* GIVEN EXERCISE: Extract the full listing verbatim and drop any pictures from your copy.
◆ ◆ ◆ ◆
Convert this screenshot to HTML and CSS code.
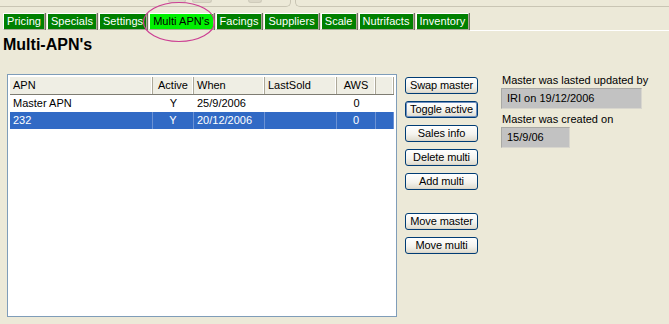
FILE: index.html
```html
<!DOCTYPE html>
<html>
<head>
<meta charset="utf-8">
<link rel="stylesheet" href="styles.css">
</head>
<body>
<div class="strip">
  <div class="panel panel-left">
    <span class="nub nub-a"></span>
    <span class="nub nub-b"></span>
    <span class="nub nub-c"></span>
  </div>
  <div class="panel panel-right"></div>
</div>
<nav class="tabs">
  <span class="tab">Pricing</span>
  <span class="tab">Specials</span>
  <span class="tab">Settings</span>
  <span class="tab tab-active">Multi APN's</span>
  <span class="tab">Facings</span>
  <span class="tab">Suppliers</span>
  <span class="tab">Scale</span>
  <span class="tab">Nutrifacts</span>
  <span class="tab">Inventory</span>
  <span class="tab-fill"></span>
</nav>
<svg class="circle" width="74" height="42" viewBox="0 0 74 42"><ellipse cx="37" cy="21" rx="35.5" ry="19.5" fill="none" stroke="#cc3f93" stroke-width="1.2"/></svg>
<h1 class="title">Multi-APN's</h1>
<main class="content">
  <div class="listbox">
    <div class="row row-head">
      <span class="cell">APN</span>
      <span class="cell center">Active</span>
      <span class="cell">When</span>
      <span class="cell">LastSold</span>
      <span class="cell center">AWS</span>
      <span class="cell"></span>
    </div>
    <div class="row">
      <span class="cell">Master APN</span>
      <span class="cell center">Y</span>
      <span class="cell">25/9/2006</span>
      <span class="cell"></span>
      <span class="cell center">0</span>
      <span class="cell"></span>
    </div>
    <div class="row row-sel">
      <span class="cell">232</span>
      <span class="cell center">Y</span>
      <span class="cell">20/12/2006</span>
      <span class="cell"></span>
      <span class="cell center">0</span>
      <span class="cell"></span>
    </div>
  </div>
  <div class="buttons">
    <button class="btn">Swap master</button>
    <button class="btn btn-focus">Toggle active</button>
    <button class="btn">Sales info</button>
    <button class="btn">Delete multi</button>
    <button class="btn">Add multi</button>
    <button class="btn btn-gap">Move master</button>
    <button class="btn">Move multi</button>
  </div>
  <div class="info">
    <div class="label">Master was lasted updated by</div>
    <div class="field field-wide">IRI on 19/12/2006</div>
    <div class="label">Master was created on</div>
    <div class="field field-narrow">15/9/06</div>
  </div>
</main>
</body>
</html>
```
FILE: styles.css
```css
* { box-sizing: border-box; }
html, body { margin: 0; padding: 0; }
body {
  width: 669px;
  height: 324px;
  overflow: hidden;
  background: #ece9d8;
  font-family: "Liberation Sans", Arial, sans-serif;
  font-size: 11px;
  color: #000;
  position: relative;
}
.strip {
  display: flex;
  height: 8px;
}
.panel {
  height: 7px;
  border-bottom: 1px solid #c9c5b4;
  position: relative;
}
.panel-left {
  width: 291px;
  border-right: 1px solid #c9c5b4;
  border-bottom-right-radius: 5px;
}
.panel-right {
  flex: 1;
  margin-left: 4px;
  border-left: 1px solid #c9c5b4;
  border-bottom-left-radius: 5px;
}
.nub {
  position: absolute;
  top: 0;
  height: 3px;
  background: #dcd8c8;
  border: 1px solid #cfcbbb;
  border-top: 0;
  border-radius: 0 0 3px 3px;
}
.nub-a { left: 168px; width: 18px; }
.nub-b { left: 192px; width: 20px; }
.nub-c { left: 248px; width: 14px; }

.tabs {
  display: flex;
  margin-top: 5px;
  height: 18px;
  padding-left: 3px;
}
.tab {
  height: 17px;
  line-height: 15px;
  padding: 0 3px;
  margin-right: 2px;
  background: #008000;
  color: #fff;
  border-top: 1px solid #fff;
  border-left: 1px solid #fff;
  border-right: 1px solid #aca899;
  border-bottom: 1px solid #aca899;
  box-shadow: 1px 0 0 #716f64;
  white-space: nowrap;
  letter-spacing: 0.05px;
}
.tab-active {
  background: #00f000;
  color: #000;
}
.tab-fill {
  flex: 1;
  margin-left: -1px;
  border-bottom: 1px solid #fff;
}
.circle {
  position: absolute;
  left: 142px;
  top: 1px;
}
.title {
  margin: 0;
  padding: 5px 0 0 3px;
  height: 43px;
  font-size: 16px;
  line-height: 18px;
  font-weight: bold;
}
.content {
  display: flex;
  align-items: flex-start;
  padding-left: 7px;
}
.listbox {
  width: 390px;
  height: 243px;
  border: 1px solid #7f9db9;
  background: #fff;
  padding: 2px;
}
.row {
  display: grid;
  grid-template-columns: 143px 41px 71px 72px 39px 18px;
  height: 17px;
  line-height: 17px;
}
.cell {
  padding-left: 3px;
  white-space: nowrap;
  overflow: hidden;
}
.center {
  text-align: center;
  padding-left: 0;
}
.row-head {
  height: 18px;
  background: #efeee4;
  border-bottom: 1px solid #7e7c72;
}
.row-head .cell {
  border-right: 1px solid #aca899;
  box-shadow: inset -1px 0 0 #fff;
  line-height: 17px;
}
.row-sel {
  background: #316ac5;
  color: #fff;
}
.row-sel .cell {
  border-right: 1px solid #6b92d4;
}
.buttons {
  display: flex;
  flex-direction: column;
  gap: 7px;
  margin-left: 8px;
  margin-top: 3px;
}
.btn {
  width: 73px;
  height: 17px;
  padding: 0;
  font-family: inherit;
  font-size: 11px;
  line-height: 15px;
  color: #000;
  border: 1px solid #003c74;
  border-radius: 3px;
  background: linear-gradient(#ffffff 0%, #f4f3ee 55%, #e3e0d4 90%, #d6d0c5 100%);
  letter-spacing: -0.1px;
}
.btn-focus {
  box-shadow: inset 0 0 0 1px #6f8fc0;
}
.btn-gap {
  margin-top: 16px;
}
.info {
  margin-left: 24px;
  margin-top: -1px;
  display: flex;
  flex-direction: column;
  align-items: flex-start;
}
.label {
  height: 14px;
  line-height: 14px;
  white-space: nowrap;
}
.field {
  height: 21px;
  line-height: 19px;
  margin: 1px 0 3px -1px;
  padding-left: 5px;
  background: #c2c2c2;
  border: 1px solid #a9a9a5;
  border-right-color: #d8d6ce;
  border-bottom-color: #d8d6ce;
}
.field-wide { width: 141px; }
.field-narrow { width: 69px; }
```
◆ ◆ ◆ ◆
* EXPECTED ANSWER:
Convert this screenshot to HTML and CSS code.
FILE: index.html
```html
<!DOCTYPE html>
<html>
<head>
<meta charset="utf-8">
<link rel="stylesheet" href="styles.css">
</head>
<body>
<div class="strip">
  <div class="panel panel-left">
    <span class="nub nub-a"></span>
    <span class="nub nub-b"></span>
    <span class="nub nub-c"></span>
  </div>
  <div class="panel panel-right"></div>
</div>
<nav class="tabs">
  <span class="tab">Pricing</span>
  <span class="tab">Specials</span>
  <span class="tab">Settings</span>
  <span class="tab tab-active">Multi APN's</span>
  <span class="tab">Facings</span>
  <span class="tab">Suppliers</span>
  <span class="tab">Scale</span>
  <span class="tab">Nutrifacts</span>
  <span class="tab">Inventory</span>
  <span class="tab-fill"></span>
</nav>
<svg class="circle" width="74" height="42" viewBox="0 0 74 42"><ellipse cx="37" cy="21" rx="35.5" ry="19.5" fill="none" stroke="#cc3f93" stroke-width="1.2"/></svg>
<h1 class="title">Multi-APN's</h1>
<main class="content">
  <div class="listbox">
    <div class="row row-head">
      <span class="cell">APN</span>
      <span class="cell center">Active</span>
      <span class="cell">When</span>
      <span class="cell">LastSold</span>
      <span class="cell center">AWS</span>
      <span class="cell"></span>
    </div>
    <div class="row">
      <span class="cell">Master APN</span>
      <span class="cell center">Y</span>
      <span class="cell">25/9/2006</span>
      <span class="cell"></span>
      <span class="cell center">0</span>
      <span class="cell"></span>
    </div>
    <div class="row row-sel">
      <span class="cell">232</span>
      <span class="cell center">Y</span>
      <span class="cell">20/12/2006</span>
      <span class="cell"></span>
      <span class="cell center">0</span>
      <span class="cell"></span>
    </div>
  </div>
  <div class="buttons">
    <button class="btn">Swap master</button>
    <button class="btn btn-focus">Toggle active</button>
    <button class="btn">Sales info</button>
    <button class="btn">Delete multi</button>
    <button class="btn">Add multi</button>
    <button class="btn btn-gap">Move master</button>
    <button class="btn">Move multi</button>
  </div>
  <div class="info">
    <div class="label">Master was lasted updated by</div>
    <div class="field field-wide">IRI on 19/12/2006</div>
    <div class="label">Master was created on</div>
    <div class="field field-narrow">15/9/06</div>
  </div>
</main>
</body>
</html>
```
FILE: styles.css
```css
* { box-sizing: border-box; }
html, body { margin: 0; padding: 0; }
body {
  width: 669px;
  height: 324px;
  overflow: hidden;
  background: #ece9d8;
  font-family: "Liberation Sans", Arial, sans-serif;
  font-size: 11px;
  color: #000;
  position: relative;
}
.strip {
  display: flex;
  height: 8px;
}
.panel {
  height: 7px;
  border-bottom: 1px solid #c9c5b4;
  position: relative;
}
.panel-left {
  width: 291px;
  border-right: 1px solid #c9c5b4;
  border-bottom-right-radius: 5px;
}
.panel-right {
  flex: 1;
  margin-left: 4px;
  border-left: 1px solid #c9c5b4;
  border-bottom-left-radius: 5px;
}
.nub {
  position: absolute;
  top: 0;
  height: 3px;
  background: #dcd8c8;
  border: 1px solid #cfcbbb;
  border-top: 0;
  border-radius: 0 0 3px 3px;
}
.nub-a { left: 168px; width: 18px; }
.nub-b { left: 192px; width: 20px; }
.nub-c { left: 248px; width: 14px; }

.tabs {
  display: flex;
  margin-top: 5px;
  height: 18px;
  padding-left: 3px;
}
.tab {
  height: 17px;
  line-height: 15px;
  padding: 0 3px;
  margin-right: 2px;
  background: #008000;
  color: #fff;
  border-top: 1px solid #fff;
  border-left: 1px solid #fff;
  border-right: 1px solid #aca899;
  border-bottom: 1px solid #aca899;
  box-shadow: 1px 0 0 #716f64;
  white-space: nowrap;
  letter-spacing: 0.05px;
}
.tab-active {
  background: #00f000;
  color: #000;
}
.tab-fill {
  flex: 1;
  margin-left: -1px;
  border-bottom: 1px solid #fff;
}
.circle {
  position: absolute;
  left: 142px;
  top: 1px;
}
.title {
  margin: 0;
  padding: 5px 0 0 3px;
  height: 43px;
  font-size: 16px;
  line-height: 18px;
  font-weight: bold;
}
.content {
  display: flex;
  align-items: flex-start;
  padding-left: 7px;
}
.listbox {
  width: 390px;
  height: 243px;
  border: 1px solid #7f9db9;
  background: #fff;
  padding: 2px;
}
.row {
  display: grid;
  grid-template-columns: 143px 41px 71px 72px 39px 18px;
  height: 17px;
  line-height: 17px;
}
.cell {
  padding-left: 3px;
  white-space: nowrap;
  overflow: hidden;
}
.center {
  text-align: center;
  padding-left: 0;
}
.row-head {
  height: 18px;
  background: #efeee4;
  border-bottom: 1px solid #7e7c72;
}
.row-head .cell {
  border-right: 1px solid #aca899;
  box-shadow: inset -1px 0 0 #fff;
  line-height: 17px;
}
.row-sel {
  background: #316ac5;
  color: #fff;
}
.row-sel .cell {
  border-right: 1px solid #6b92d4;
}
.buttons {
  display: flex;
  flex-direction: column;
  gap: 7px;
  margin-left: 8px;
  margin-top: 3px;
}
.btn {
  width: 73px;
  height: 17px;
  padding: 0;
  font-family: inherit;
  font-size: 11px;
  line-height: 15px;
  color: #000;
  border: 1px solid #003c74;
  border-radius: 3px;
  background: linear-gradient(#ffffff 0%, #f4f3ee 55%, #e3e0d4 90%, #d6d0c5 100%);
  letter-spacing: -0.1px;
}
.btn-focus {
  box-shadow: inset 0 0 0 1px #6f8fc0;
}
.btn-gap {
  margin-top: 16px;
}
.info {
  margin-left: 24px;
  margin-top: -1px;
  display: flex;
  flex-direction: column;
  align-items: flex-start;
}
.label {
  height: 14px;
  line-height: 14px;
  white-space: nowrap;
}
.field {
  height: 21px;
  line-height: 19px;
  margin: 1px 0 3px -1px;
  padding-left: 5px;
  background: #c2c2c2;
  border: 1px solid #a9a9a5;
  border-right-color: #d8d6ce;
  border-bottom-color: #d8d6ce;
}
.field-wide { width: 141px; }
.field-narrow { width: 69px; }
```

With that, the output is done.